The problem with coopting queer signifiers is that once the photoshoot is over, after the TikTok goes viral, and once the queerbaiting has served its purpose, these creators can often retreat into cisgendered, heterosexual bliss. Profit proliferates from the aestheticization of the queer experience without acknowledging the dangerous reality of moving through the world as visibly queer, trans, or gender nonconforming.
Avory Cambell, a sophomore in GS who uses shey/they/he pronouns, compares the praise that white, straight-passing celebrities like Harry Styles receive for “subverting gender in fashion” to her own experience as a Black trans-femme who has experienced harrassment both online and on the street for the way that she presents. They explained: “I have to be real. I have to look like a woman for you to appreciate that.”
As defined by drag performer Dorian Corey in the documentary Paris Is Burning, “Realness” is “to be able to blend … if you can pass the untrained or even the trained eye and not give away the fact that you’re gay.” Realness—“passing” as it is often referred to in the trans community—is dependent on the fickle, scrutinizing heteropatriarchal gaze. For many queer and trans people, passing is a practice grounded in survival, a method of threat minimization in a society where visible queerness continues to be life-threatening.
“The Black trans-femme is threatened,” said Cambell. “The circle of life for the Black trans femme is the constant state of violence … I expect violence in the future. I experience violence in the present. And I have to acknowledge it from the past.”

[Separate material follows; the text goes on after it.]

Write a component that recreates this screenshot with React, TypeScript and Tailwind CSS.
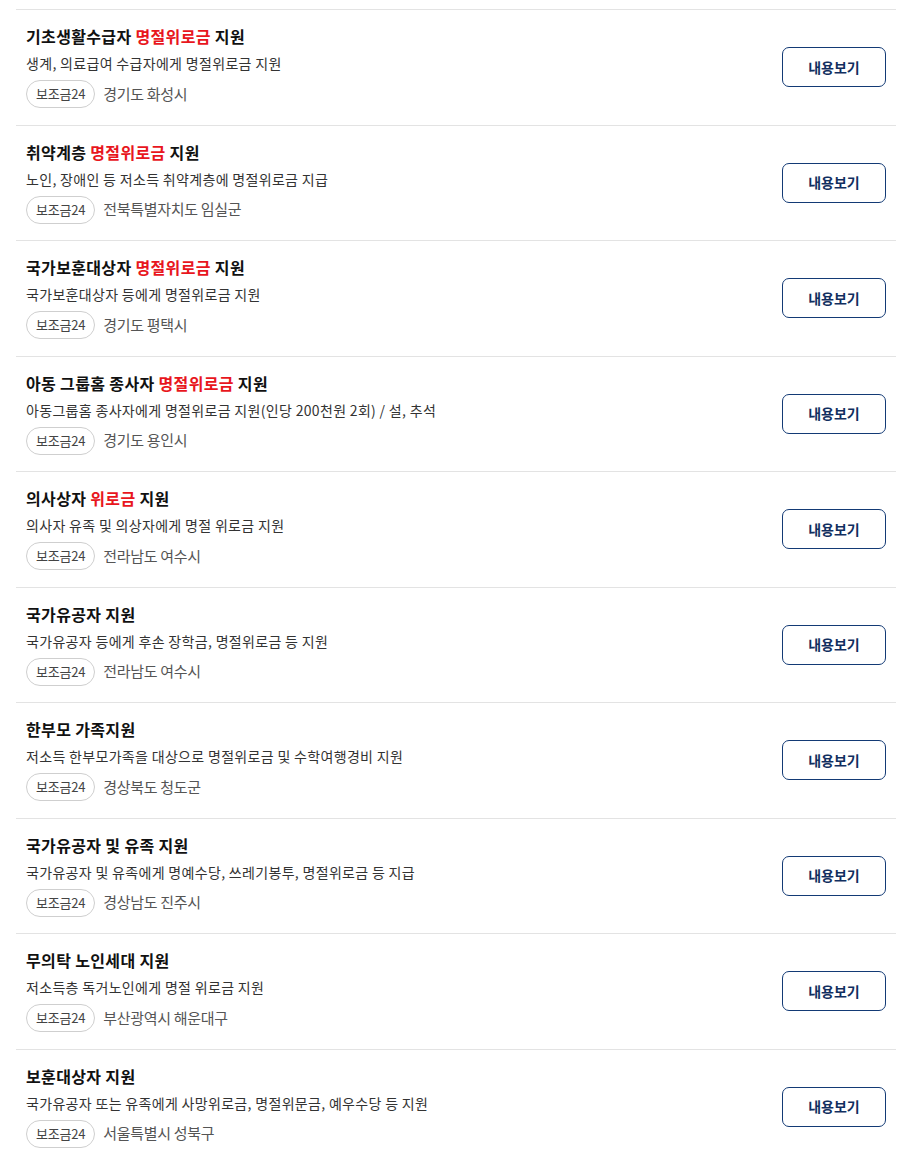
import React from "react";

type Item = { pre: string; red?: string; post?: string; desc: string; loc: string };

const items: Item[] = [
  { pre: "기초생활수급자 ", red: "명절위로금", post: " 지원", desc: "생계, 의료급여 수급자에게 명절위로금 지원", loc: "경기도 화성시" },
  { pre: "취약계층 ", red: "명절위로금", post: " 지원", desc: "노인, 장애인 등 저소득 취약계층에 명절위로금 지급", loc: "전북특별자치도 임실군" },
  { pre: "국가보훈대상자 ", red: "명절위로금", post: " 지원", desc: "국가보훈대상자 등에게 명절위로금 지원", loc: "경기도 평택시" },
  { pre: "아동 그룹홈 종사자 ", red: "명절위로금", post: " 지원", desc: "아동그룹홈 종사자에게 명절위로금 지원(인당 200천원 2회) / 설, 추석", loc: "경기도 용인시" },
  { pre: "의사상자 ", red: "위로금", post: " 지원", desc: "의사자 유족 및 의상자에게 명절 위로금 지원", loc: "전라남도 여수시" },
  { pre: "국가유공자 지원", desc: "국가유공자 등에게 후손 장학금, 명절위로금 등 지원", loc: "전라남도 여수시" },
  { pre: "한부모 가족지원", desc: "저소득 한부모가족을 대상으로 명절위로금 및 수학여행경비 지원", loc: "경상북도 청도군" },
  { pre: "국가유공자 및 유족 지원", desc: "국가유공자 및 유족에게 명예수당, 쓰레기봉투, 명절위로금 등 지급", loc: "경상남도 진주시" },
  { pre: "무의탁 노인세대 지원", desc: "저소득층 독거노인에게 명절 위로금 지원", loc: "부산광역시 해운대구" },
  { pre: "보훈대상자 지원", desc: "국가유공자 또는 유족에게 사망위로금, 명절위문금, 예우수당 등 지원", loc: "서울특별시 성북구" },
];

export default function App() {
  return (
    <div
      className="bg-white pt-[9px] px-4 w-[917px] h-[1163px] overflow-hidden"
      style={{ fontFamily: '"Noto Sans CJK KR", "Noto Sans", sans-serif' }}
    >
      <ul className="w-[880px]">
        {items.map((it, i) => (
          <li
            key={i}
            className="flex items-center justify-between border-t border-[#e3e3e3] pl-[10px] pr-[10px] pt-[14px] pb-[16.5px]"
          >
            <div className="flex flex-col">
              <div className="text-[16px] leading-[24px] font-bold text-[#111] tracking-[0.35px]">
                {it.pre}
                {it.red && <span className="text-[#e8161d]">{it.red}</span>}
                {it.post}
              </div>
              <div className="mt-[4px] text-[14px] leading-[22px] text-[#333] tracking-[0.32px]">{it.desc}</div>
              <div className="mt-[6px] flex items-center gap-[8px]">
                <span className="h-[28px] px-[9px] flex items-center rounded-full border border-[#cfcfcf] text-[13px] text-[#444] tracking-[-0.2px]">
                  보조금24
                </span>
                <span className="text-[15px] text-[#555] tracking-[-0.3px]">{it.loc}</span>
              </div>
            </div>
            <button className="mt-[2px] w-[104px] h-[40px] rounded-[7px] border border-[#133a75] bg-white text-[14px] font-bold text-[#112f60] tracking-[0px]">
              내용보기
            </button>
          </li>
        ))}
      </ul>
    </div>
  );
}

The Black queer/trans femme is the most vulnerable member of the queer community and it is to them that the LGBTQIA+ community owes so much. Before Harry Styles could accrue the social and financial capital allowing him to experiment with his masculinity, there was Prince and Little Richard. Before them came the Black femme queens in Harlem who literally threw the first bricks at Stonewall.
In Bell Magazine, Julie Ableson writes of the Harry Styles of it all: “Do trans femmes of color receive praise for doing the same thing every day? No. Do I think this is a sign of progress of society’s evolution away from binary gender? Yes. Do I think that white men should be upheld as the face of gender neutral fashion? No.”
The current face of gender fluidity in fashion is largely white, skinny, cisgendered, and heterosexual. In reality, fat, femme, queer people of color are those actually eating, living, and breathing this life. “While they are trying to make femininity powerful, at the same time they’re doing it through the guise of masculine privilege and white privilege,” said Cambell.
The commodification of queerness by an overeager and largely white audience distracts from the original and true purpose of queer expression: liberation. Ungendered and “deviant” fashion was meant to exist in a collectively imagined realm wholly removed from the expectations of the masses. As elements of queer culture migrate into the mainstream, it is being shrunken to be more digestible for a new audience who reduce these strategies of survival to mere entertainment.
“The Black queer femme grows up not themselves. They grow up and they fabricate parts of themselves only for the sake of their survival to lower the threshold of humiliation and prejudice. Because of that, the task of my adult life—of any black trans adult life—is to pick apart all those things you did fabricate and … establish the honing of an identity … but the only thing that interrupts that beautiful process is the white gaze,” said Cambell.
This gaze is heavy and demanding. It offers sanctuary and acceptance, but only if we don’t dare step out of line. As long as we keep our pretty mouths shut and wear our government-issued Pride Collection Target suits, we will be allowed to breathe their heterosexual air. As long as we smile and pretend that Harry Styles invented serving cunt, we will maintain the right to vote. Perhaps it is time we consider the consequences of assimilation and whether or not the mainstream recognition is worth the watering down of the queer experience.